◆ Dataset section:
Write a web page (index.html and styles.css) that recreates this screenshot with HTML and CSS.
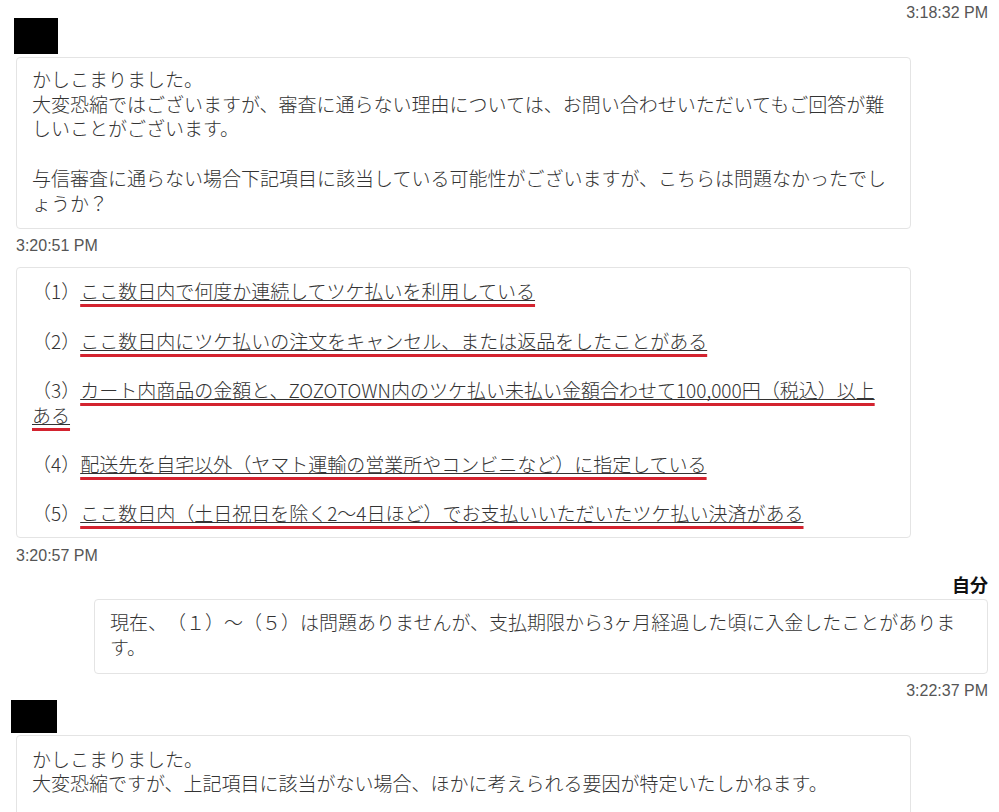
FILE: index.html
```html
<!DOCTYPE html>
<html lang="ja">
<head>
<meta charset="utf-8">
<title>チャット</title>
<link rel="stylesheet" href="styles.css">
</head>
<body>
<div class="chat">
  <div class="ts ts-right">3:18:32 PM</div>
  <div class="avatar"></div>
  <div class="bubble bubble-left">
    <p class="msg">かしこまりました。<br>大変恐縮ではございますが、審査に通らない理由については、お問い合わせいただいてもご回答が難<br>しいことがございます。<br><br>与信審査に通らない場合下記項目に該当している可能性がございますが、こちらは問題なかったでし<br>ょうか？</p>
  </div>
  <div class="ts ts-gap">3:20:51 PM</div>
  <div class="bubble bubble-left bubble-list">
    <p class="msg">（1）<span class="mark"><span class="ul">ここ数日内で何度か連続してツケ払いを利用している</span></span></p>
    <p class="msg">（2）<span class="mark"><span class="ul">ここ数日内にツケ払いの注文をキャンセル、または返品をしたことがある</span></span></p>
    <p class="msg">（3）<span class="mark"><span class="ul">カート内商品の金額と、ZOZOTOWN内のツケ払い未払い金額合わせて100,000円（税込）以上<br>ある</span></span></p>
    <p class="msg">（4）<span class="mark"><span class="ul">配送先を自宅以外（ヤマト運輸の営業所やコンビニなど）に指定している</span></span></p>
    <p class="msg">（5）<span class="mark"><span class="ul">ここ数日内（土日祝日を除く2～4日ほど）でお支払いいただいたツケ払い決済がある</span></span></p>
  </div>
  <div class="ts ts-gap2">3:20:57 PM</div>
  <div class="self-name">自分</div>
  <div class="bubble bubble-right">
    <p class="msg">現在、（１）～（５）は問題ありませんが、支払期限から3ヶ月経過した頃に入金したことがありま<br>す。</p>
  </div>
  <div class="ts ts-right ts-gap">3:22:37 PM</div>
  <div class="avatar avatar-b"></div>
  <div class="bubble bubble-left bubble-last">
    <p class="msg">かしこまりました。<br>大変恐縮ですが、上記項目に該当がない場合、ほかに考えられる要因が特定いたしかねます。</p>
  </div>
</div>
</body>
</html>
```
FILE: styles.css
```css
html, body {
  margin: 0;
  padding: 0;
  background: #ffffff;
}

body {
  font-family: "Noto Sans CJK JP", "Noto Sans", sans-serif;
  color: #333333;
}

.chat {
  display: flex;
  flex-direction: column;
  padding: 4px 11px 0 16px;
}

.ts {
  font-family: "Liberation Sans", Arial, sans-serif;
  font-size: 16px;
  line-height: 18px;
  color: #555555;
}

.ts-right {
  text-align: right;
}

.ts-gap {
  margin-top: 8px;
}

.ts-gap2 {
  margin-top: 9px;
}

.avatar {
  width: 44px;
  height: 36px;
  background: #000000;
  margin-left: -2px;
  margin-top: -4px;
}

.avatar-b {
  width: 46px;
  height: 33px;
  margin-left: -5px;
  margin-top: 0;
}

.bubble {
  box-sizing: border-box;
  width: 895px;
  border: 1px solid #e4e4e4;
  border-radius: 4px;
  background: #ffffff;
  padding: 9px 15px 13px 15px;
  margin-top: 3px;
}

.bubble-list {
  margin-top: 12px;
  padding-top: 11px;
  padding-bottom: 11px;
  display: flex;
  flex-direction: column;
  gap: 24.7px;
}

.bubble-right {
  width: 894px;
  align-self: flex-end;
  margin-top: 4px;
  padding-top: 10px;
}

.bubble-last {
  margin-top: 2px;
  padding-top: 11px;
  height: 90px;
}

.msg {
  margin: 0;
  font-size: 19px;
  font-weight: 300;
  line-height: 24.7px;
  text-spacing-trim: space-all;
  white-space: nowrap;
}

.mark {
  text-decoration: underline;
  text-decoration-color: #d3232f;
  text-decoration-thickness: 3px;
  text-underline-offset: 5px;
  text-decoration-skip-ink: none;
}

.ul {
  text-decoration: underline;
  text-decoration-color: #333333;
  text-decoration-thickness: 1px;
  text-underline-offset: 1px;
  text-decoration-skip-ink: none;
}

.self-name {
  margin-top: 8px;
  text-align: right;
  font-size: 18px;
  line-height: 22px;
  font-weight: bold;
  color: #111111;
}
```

◆ What you will do: Except for the pictures, reproduce every line exactly.

◆ Solution to the problem:
Write a web page (index.html and styles.css) that recreates this screenshot with HTML and CSS.
FILE: index.html
```html
<!DOCTYPE html>
<html lang="ja">
<head>
<meta charset="utf-8">
<title>チャット</title>
<link rel="stylesheet" href="styles.css">
</head>
<body>
<div class="chat">
  <div class="ts ts-right">3:18:32 PM</div>
  <div class="avatar"></div>
  <div class="bubble bubble-left">
    <p class="msg">かしこまりました。<br>大変恐縮ではございますが、審査に通らない理由については、お問い合わせいただいてもご回答が難<br>しいことがございます。<br><br>与信審査に通らない場合下記項目に該当している可能性がございますが、こちらは問題なかったでし<br>ょうか？</p>
  </div>
  <div class="ts ts-gap">3:20:51 PM</div>
  <div class="bubble bubble-left bubble-list">
    <p class="msg">（1）<span class="mark"><span class="ul">ここ数日内で何度か連続してツケ払いを利用している</span></span></p>
    <p class="msg">（2）<span class="mark"><span class="ul">ここ数日内にツケ払いの注文をキャンセル、または返品をしたことがある</span></span></p>
    <p class="msg">（3）<span class="mark"><span class="ul">カート内商品の金額と、ZOZOTOWN内のツケ払い未払い金額合わせて100,000円（税込）以上<br>ある</span></span></p>
    <p class="msg">（4）<span class="mark"><span class="ul">配送先を自宅以外（ヤマト運輸の営業所やコンビニなど）に指定している</span></span></p>
    <p class="msg">（5）<span class="mark"><span class="ul">ここ数日内（土日祝日を除く2～4日ほど）でお支払いいただいたツケ払い決済がある</span></span></p>
  </div>
  <div class="ts ts-gap2">3:20:57 PM</div>
  <div class="self-name">自分</div>
  <div class="bubble bubble-right">
    <p class="msg">現在、（１）～（５）は問題ありませんが、支払期限から3ヶ月経過した頃に入金したことがありま<br>す。</p>
  </div>
  <div class="ts ts-right ts-gap">3:22:37 PM</div>
  <div class="avatar avatar-b"></div>
  <div class="bubble bubble-left bubble-last">
    <p class="msg">かしこまりました。<br>大変恐縮ですが、上記項目に該当がない場合、ほかに考えられる要因が特定いたしかねます。</p>
  </div>
</div>
</body>
</html>
```
FILE: styles.css
```css
html, body {
  margin: 0;
  padding: 0;
  background: #ffffff;
}

body {
  font-family: "Noto Sans CJK JP", "Noto Sans", sans-serif;
  color: #333333;
}

.chat {
  display: flex;
  flex-direction: column;
  padding: 4px 11px 0 16px;
}

.ts {
  font-family: "Liberation Sans", Arial, sans-serif;
  font-size: 16px;
  line-height: 18px;
  color: #555555;
}

.ts-right {
  text-align: right;
}

.ts-gap {
  margin-top: 8px;
}

.ts-gap2 {
  margin-top: 9px;
}

.avatar {
  width: 44px;
  height: 36px;
  background: #000000;
  margin-left: -2px;
  margin-top: -4px;
}

.avatar-b {
  width: 46px;
  height: 33px;
  margin-left: -5px;
  margin-top: 0;
}

.bubble {
  box-sizing: border-box;
  width: 895px;
  border: 1px solid #e4e4e4;
  border-radius: 4px;
  background: #ffffff;
  padding: 9px 15px 13px 15px;
  margin-top: 3px;
}

.bubble-list {
  margin-top: 12px;
  padding-top: 11px;
  padding-bottom: 11px;
  display: flex;
  flex-direction: column;
  gap: 24.7px;
}

.bubble-right {
  width: 894px;
  align-self: flex-end;
  margin-top: 4px;
  padding-top: 10px;
}

.bubble-last {
  margin-top: 2px;
  padding-top: 11px;
  height: 90px;
}

.msg {
  margin: 0;
  font-size: 19px;
  font-weight: 300;
  line-height: 24.7px;
  text-spacing-trim: space-all;
  white-space: nowrap;
}

.mark {
  text-decoration: underline;
  text-decoration-color: #d3232f;
  text-decoration-thickness: 3px;
  text-underline-offset: 5px;
  text-decoration-skip-ink: none;
}

.ul {
  text-decoration: underline;
  text-decoration-color: #333333;
  text-decoration-thickness: 1px;
  text-underline-offset: 1px;
  text-decoration-skip-ink: none;
}

.self-name {
  margin-top: 8px;
  text-align: right;
  font-size: 18px;
  line-height: 22px;
  font-weight: bold;
  color: #111111;
}
```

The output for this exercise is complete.